Trying to convince Gen Z to join the army, when it looks inevitable there will be WW3 soon, seems a tough sell for anyone. Not sure Capita can be blamed for that. Gez Z are too busy trying to decide which one of the 92 genders they are
Captain Hindsight - have you actually looked into any of the stocks you've mentioned? Or have you literally just listed the most volatile stocks of the last two weeks and thought "if I invested at the bottom and sold at the top I'd be better off than in CPI?"
One example, Superdry... fired CFO, massive debts that they've already restructured several times, high fixed costs, lowering income, losses, profits warnings, retail dying, the brand not very cool, staff exodus, Dunkerton getting ready to buy out after administrators come in, and probably steer the brand into the arms of Mike Ashley. And you think this is a BUY??? Good luck.

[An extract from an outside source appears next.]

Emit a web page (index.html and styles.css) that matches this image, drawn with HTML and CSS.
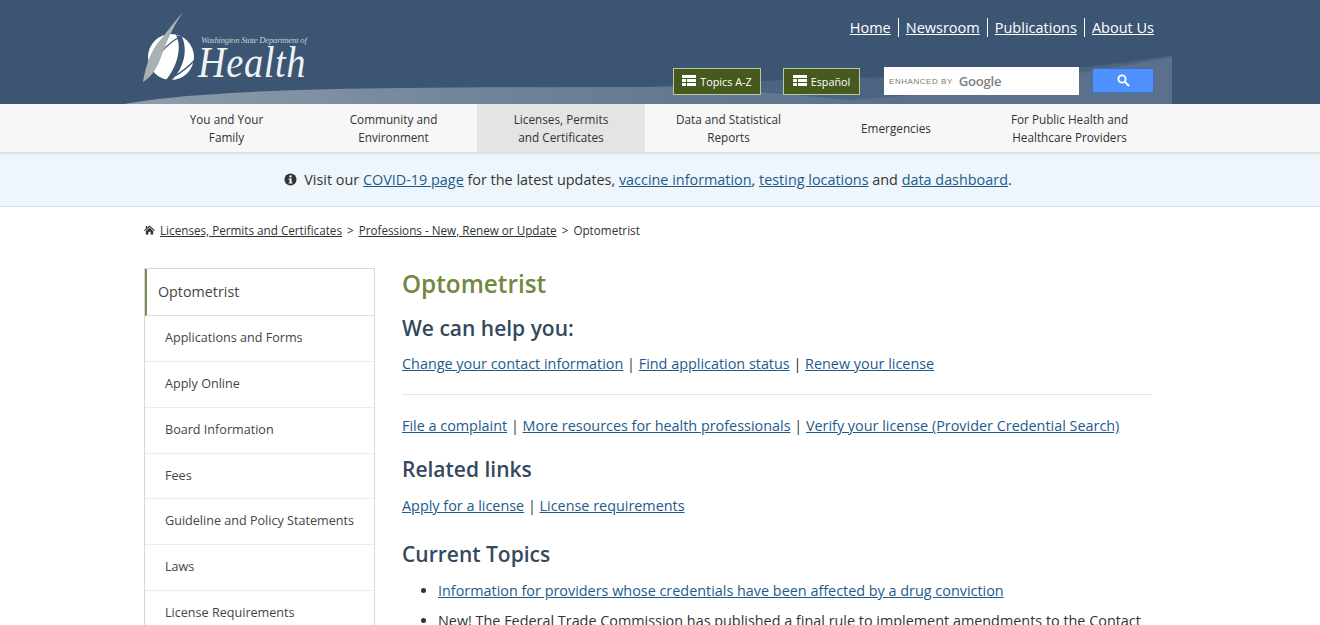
FILE: index.html
```html
<!DOCTYPE html>
<html lang="en">
<head>
<meta charset="utf-8">
<title>Optometrist</title>
<link rel="stylesheet" href="styles.css">
</head>
<body>
<header class="masthead">
  <svg class="swoosh" viewBox="0 0 1048 56" preserveAspectRatio="none" aria-hidden="true">
    <defs>
      <linearGradient id="sw" x1="0" x2="1" y1="0" y2="0">
        <stop offset="0" stop-color="#8f9dab"/>
        <stop offset="0.4" stop-color="#74889c"/>
        <stop offset="0.72" stop-color="#64798f"/>
        <stop offset="1" stop-color="#5b7390"/>
      </linearGradient>
    </defs>
    <path d="M510 40 C640 30 800 30 900 24 C960 20 1010 14 1048 7 L1048 56 L740 56 Z" fill="#4c6480"/>
    <path d="M640 56 C800 50 900 36 1048 9 L1048 56 Z" fill="#5a708b"/>
    <path d="M0 56 C60 45 170 41 280 40 C400 39 500 39 560 39 C640 43 700 50 770 56 Z" fill="url(#sw)"/>
  </svg>
  <div class="masthead-inner">
    <a class="logo" href="#">
      <svg class="logo-mark" viewBox="0 0 56 72" aria-hidden="true">
        <circle cx="29" cy="45" r="23" fill="#fff"/>
        <path d="M34 23 C40 34 36 54 24 68 L30 68 C42 56 46 38 40 25 Z" fill="#3c5573"/>
        <path d="M39 24 C28 30 18 40 11 51" fill="none" stroke="#3c5573" stroke-width="1.4"/>
        <path d="M53 48 C47 54 40 60 33 64" fill="none" stroke="#3c5573" stroke-width="1.4"/>
        <path d="M41 0 C34 8 26 18 20 26 C10 36 4 52 1 70 C8 66 14 58 18 48 C22 36 30 16 41 0 Z" fill="#a9b1b6"/>
      </svg>
      <span class="logo-text">
        <span class="logo-small">Washington State Department of</span>
        <span class="logo-big">Health</span>
      </span>
    </a>
    <div class="masthead-right">
      <nav class="toplinks">
        <a href="#">Home</a><a href="#">Newsroom</a><a href="#">Publications</a><a href="#">About Us</a>
      </nav>
      <div class="tools">
        <a class="tool-btn tool-topics" href="#">
          <svg class="grid-ico" viewBox="0 0 14 12" aria-hidden="true"><path d="M0 0H14V3H0ZM0 4H4V7H0ZM5 4H14V7H5ZM0 8H4V11H0ZM5 8H14V11H5Z" fill="#fff"/></svg>Topics A-Z</a>
        <a class="tool-btn tool-es" href="#">
          <svg class="grid-ico" viewBox="0 0 14 12" aria-hidden="true"><path d="M0 0H14V3H0ZM0 4H4V7H0ZM5 4H14V7H5ZM0 8H4V11H0ZM5 8H14V11H5Z" fill="#fff"/></svg>Español</a>
        <div class="search-box"><span class="enh">ENHANCED BY</span><span class="goog">Google</span></div>
        <button class="search-btn" aria-label="Search">
          <svg viewBox="0 0 13 13" aria-hidden="true"><circle cx="5" cy="5" r="3.6" fill="none" stroke="#fff" stroke-width="1.8"/><path d="M7.8 7.8L12 12" stroke="#fff" stroke-width="2"/></svg>
        </button>
      </div>
    </div>
  </div>
</header>

<nav class="mainnav">
  <div class="mainnav-grid">
    <a href="#">You and Your<br>Family</a>
    <a href="#">Community and<br>Environment</a>
    <a class="active" href="#">Licenses, Permits<br>and Certificates</a>
    <a href="#">Data and Statistical<br>Reports</a>
    <a href="#">Emergencies</a>
    <a href="#">For Public Health and<br>Healthcare Providers</a>
  </div>
</nav>

<div class="alert">
  <svg class="info" viewBox="0 0 14 14" aria-hidden="true"><circle cx="7" cy="7" r="6.5" fill="#333"/><rect x="5.8" y="2.6" width="2.4" height="2.2" fill="#eef6fb"/><path d="M5 6H8.2V10.2H9.2V11.4H5V10.2H6V7.2H5Z" fill="#eef6fb"/></svg>
  <span>Visit our <a href="#">COVID-19 page</a> for the latest updates, <a href="#">vaccine information</a>, <a href="#">testing locations</a> and <a href="#">data dashboard</a>.</span>
</div>

<div class="crumbs">
  <svg class="home" viewBox="0 0 12 10" aria-hidden="true"><path d="M6 0L12 5.2L11.2 6L6 1.6L.8 6L0 5.2L2 3.5V.6H3.4V2.3ZM6 2.6L10 6V10H7.2V7H4.8V10H2V6Z" fill="#333"/></svg>
  <a href="#">Licenses, Permits and Certificates</a><span class="sep">&gt;</span><a href="#">Professions - New, Renew or Update</a><span class="sep">&gt;</span><span>Optometrist</span>
</div>

<div class="layout">
  <aside class="sidenav">
    <a class="side-head" href="#">Optometrist</a>
    <a href="#">Applications and Forms</a>
    <a href="#">Apply Online</a>
    <a href="#">Board Information</a>
    <a href="#">Fees</a>
    <a href="#">Guideline and Policy Statements</a>
    <a href="#">Laws</a>
    <a href="#">License Requirements</a>
  </aside>
  <main class="content">
    <h1>Optometrist</h1>
    <h2 class="first">We can help you:</h2>
    <p class="links"><a href="#">Change your contact information</a> | <a href="#">Find application status</a> | <a href="#">Renew your license</a></p>
    <hr>
    <p class="links"><a href="#">File a complaint</a> | <a href="#">More resources for health professionals</a> | <a href="#">Verify your license (Provider Credential Search)</a></p>
    <h2>Related links</h2>
    <p class="links"><a href="#">Apply for a license</a> | <a href="#">License requirements</a></p>
    <h2 class="topics">Current Topics</h2>
    <ul>
      <li><a href="#">Information for providers whose credentials have been affected by a drug conviction</a></li>
      <li>New! The Federal Trade Commission has published a final rule to implement amendments to the Contact</li>
    </ul>
  </main>
</div>
</body>
</html>
```
FILE: styles.css
```css
* { box-sizing: border-box; }
html, body { margin: 0; height: 625px; overflow: hidden; }
body { font-family: "Open Sans", "Noto Sans", sans-serif; color: #333; background: #fff; font-size: 14px; }

.masthead { position: relative; height: 104px; background: #3c5573; overflow: hidden; }
.swoosh { position: absolute; left: 124px; top: 48px; width: 1048px; height: 56px; }
.masthead-inner { position: relative; display: flex; justify-content: space-between; height: 104px; padding: 0 166px 0 142px; }

.logo { display: flex; text-decoration: none; color: #fff; }
.logo-mark { width: 56px; height: 72px; margin-top: 12px; flex: none; }
.logo-text { display: flex; flex-direction: column; margin-left: 2px; padding-top: 34px; }
.logo-small { margin-left: 1px; font: italic 8.6px/12px "Liberation Serif", serif; color: #c6d1da; letter-spacing: -0.2px; white-space: nowrap; }
.logo-big { margin-left: -2px; font: italic 44px/33px "Liberation Serif", serif; color: #eef3f6; letter-spacing: 0.6px; transform: scaleX(0.875); transform-origin: left center; }

.masthead-right { display: flex; flex-direction: column; align-items: flex-end; }
.toplinks { display: flex; margin-top: 18px; font-size: 14.5px; line-height: 19px; }
.toplinks a { color: #fff; padding: 0 7px; border-right: 1px solid #fff; }
.toplinks a:last-child { border-right: 0; padding-right: 0; }
.toplinks a:first-child { padding-left: 0; }

.tools { display: flex; align-items: flex-start; margin-top: 30px; }
.tool-btn { display: flex; align-items: center; justify-content: center; height: 27px; margin-top: 1px; padding-bottom: 1px; background: #47591c; border: 1px solid #bcc9a2; color: #fff; font-size: 10.8px; text-decoration: none; }
.tool-topics { width: 88px; }
.tool-es { width: 77px; margin-left: 22px; }
.grid-ico { width: 14px; height: 12px; margin-right: 4px; }
.search-box { width: 195px; height: 28px; margin-left: 24px; background: #fff; display: flex; align-items: center; padding: 2px 0 0 5px; color: #888; }
.enh { font: 8px/1 "Liberation Sans", sans-serif; letter-spacing: 0.55px; margin-right: 6px; color: #777; }
.goog { font: 600 13.2px/1 "Open Sans", sans-serif; color: #808080; letter-spacing: -0.3px; }
.search-btn { width: 62px; height: 25px; margin: 1px 0 0 13px; padding: 0; background: #4d90fe; border: 1px solid #3c6fbd; border-radius: 2px; display: flex; align-items: center; justify-content: center; }
.search-btn svg { width: 13px; height: 13px; }

.mainnav { background: #f7f7f7; border-bottom: 2px solid #d3e5e6; height: 50px; padding-left: 143px; }
.mainnav-grid { display: grid; grid-template-columns: 167px 167px 168px 167px 168px 179px; height: 48px; }
.mainnav a { display: flex; align-items: center; justify-content: center; text-align: center; color: #333; text-decoration: none; font-size: 11.75px; line-height: 18px; }
.mainnav a.active { background: #e4e4e4; }

.alert { display: flex; align-items: center; justify-content: center; height: 53px; background: #eef6fb; border-bottom: 1px solid #cfe4e6; font-size: 14.4px; color: #333; padding: 0 24px 2px 0; }
.alert a { color: #1d5b8c; }
.info { width: 13px; height: 13px; margin-right: 7px; }

.crumbs { display: flex; align-items: center; height: 17px; margin: 14px 0 0 144px; font-size: 11.7px; color: #333; }
.crumbs a { color: #333; }
.home { width: 11px; height: 10px; margin-right: 5px; }
.sep { margin: 0 5px; }

.layout { display: grid; grid-template-columns: 231px 750px; column-gap: 27px; margin: 30px 0 0 144px; }

.sidenav { display: flex; flex-direction: column; border: 1px solid #d8d8d8; border-width: 1px 1px 0 1px; align-self: start; }
.sidenav a { display: flex; align-items: center; flex: none; height: 45.83px; padding: 0 0 2px 20px; border-top: 1px solid #ececec; color: #444; font-size: 12.6px; text-decoration: none; white-space: nowrap; }
.sidenav a.side-head { height: 47px; padding: 0 0 2px 11px; border-top: 0; border-left: 2px solid #7d8c52; border-bottom: 1px solid #e0e0e0; font-size: 14.3px; }
.sidenav a.side-head + a { border-top: 0; height: 45px; }

.content { min-width: 0; }
h1 { margin: 0; font-size: 24.3px; line-height: 32px; font-weight: 600; color: #72873f; }
h2 { margin: 19px 0 13px; font-size: 21px; line-height: 28px; font-weight: 600; color: #34495e; }
h2.first { margin: 14px 0 0; }
h2.topics { margin-top: 24px; }
.links { margin: 12px 0 0; font-size: 14.4px; line-height: 20px; color: #333; }
.links a, li a { color: #1d5b8c; }
hr { margin: 20px 0 21px; border: 0; border-top: 1px solid #e6e6e6; }
ul { margin: 13px 0 0; padding: 0 0 0 36px; font-size: 14.4px; line-height: 20px; }
li { margin-bottom: 10px; white-space: nowrap; }
```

Its Brexit JG68. Simple as that.
UK and Japan are the only seriously undervalued markets in the world based upon P/E ratios. The reasons? One of the countries doesn't procreate enough, the other is run by charlatan politicians whose only notable trait is blind ambition beyond capability.
Kipper9 - not entirely true, as you know.
He's sold off all of the wheat and barley fields to reduce expensive debts, kept on the corn and rapeseed that create £3 billion of revenue a year, and is going to get self driving combine harvesters to do all of the work. If, he makes a slight saving on the cost base in doing this, profit will jump and the share price multi bag. If not, it will just carry on disappointing year after year.